La indignación y las ganas de salir a la calle ante el simple relato o lectura de cualquier injusticia son potenciadas al tomar contacto con sus víctimas. Ramón y los compañeros petroleros de Las Heras son carne de cañón de un poder político que ensaya nuevas formas de reprimir la protesta. Pero no utiliza nuevas ideas. Contaban que fue Simón Radowitzky, entrado el Siglo XX el último trabajador condenado a prisión perpetua. Él asumió su inocencia moral y su responsabilidad material en la muerte del asesino Falcón. Pero en este caso no hubo ajusticiamiento: sólo el cuerpo de un policía con un tiro en la espalda, en el medio de una represión inusitada a manifestantes frente a una alcaidía. Repito: un tiro en la espalda. Y un juicio encajonado por impresentable, reflotado años después por un Estado Provincial servil a los intereses de las multinacionales petroleras, de la mano fiscal que avaló –y consta en expediente- la tortura como mecanismo de extracción de testimonios. Ariel Candia es el nombre de ese funcionario judicial, no debemos olvidarlo.

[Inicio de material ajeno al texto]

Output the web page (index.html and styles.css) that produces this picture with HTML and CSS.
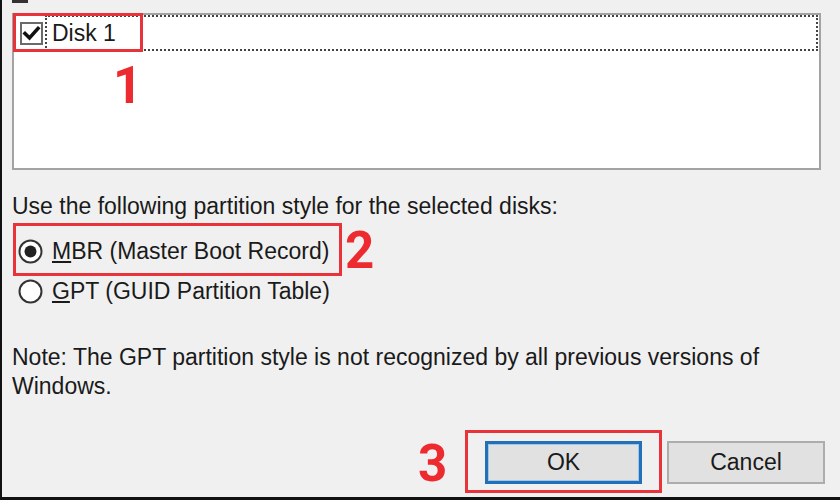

Y va y viene Ramón, rodeado de compañeros que siguen su peregrinar para alentar el boca a boca de esta violación flagrante a los derechos humanos hoy, en una democracia con 30 años de edad. Hoy, cerca de conmemorarse un nuevo aniversario del golpe genocida, nos toca repetir los cánticos de los ´70 que exigían: “¡¡libertad, libertad, a los presos por luchar!!”.
Todas esas personas que sienten la llama de luchar contra las injusticias, todas esas personas de bien que aun temen ir a una marcha, todas esas personas que van a las marchas, se quejan, se pelean, pero poco organizan el enojo para cambiar algo de esta realidad, son las interpeladas por este texto. Va a esos que hablan de Rodolfo Walsh y se les pone la piel de gallina, que escuchan la voz del Che Guevara y se alistan, los que recuerdan a Hugo Chávez con lágrimas en los ojos. Y a los que no les sucede nada de esto y piensan que, no obstante, las cosas así como están no van bien y debería buscarse una alternativa para que la mayoría esté mejor.
A todos ellos, a todas ellas, les digo que Ramón y los compañeros dieron ese paso que a muchos y muchas nos cuesta: salir a la calle a luchar porque las cosas cambien. No querían un convenio de mierda que los condenara al hambre, haciendo las mismas tareas que otros laburantes que cobraban mejor. No querían pagar el impuesto a las ganancias, siendo empleados de petroleras que la levantan en pala y gozan de beneficios por “confiar en el país” e invertir. No quisieron y no se quedaron con la queja hogareña. Tuvieron el valor de salir a la calle. Y en el caso de Ramón, solidariamente con otro sector en conflicto. Por ese acto de libertad no saben si ahora van a comerse el resto de su vida en cana.
Las personas de buena leche, las que creemos que podemos y nos merecemos estar mejor, las que podemos sentir como propia la injusticia cometida contra cualquiera en cualquier lugar del mundo, no podemos quedarnos callados.
Si más allá de cualquier posicionamiento político coyuntural y diferencia ideológica profunda, se tiene la sensibilidad para valorar a Walsh y emocionarse con su historia, no se puede más que hacer y repetir lo que él pidió en su carta abierta a la junta militar. Porque en este contexto histórico, que es distinto al que acuñó ese escrito que le valió la vida a Walsh, se mantienen las injusticias como pilares del plan económico de las multinacionales y los gobiernos adictos que él denunció. Retomemos y hagamos propio entonces el valiente planteo de Rodolfo: «Reproduzca esta información, hágala circular por los medios a su alcance: a mano, a máquina, a mimeógrafo, oralmente. Mande copias a sus amigos: nueve de cada diez las estarán esperando. Millones quieren ser informados. El terror se basa en la incomunicación. Rompa el aislamiento. Vuelva a sentir la satisfacción moral de un acto de libertad. Derrote el terror. Haga circular esta información.» Ante el cerco informativo, ‘walshisemos’ estos relatos. Por la memoria de nuestros compañeros. Por la justicia que nos merecemos en este pedazo de historia que nos toca construir.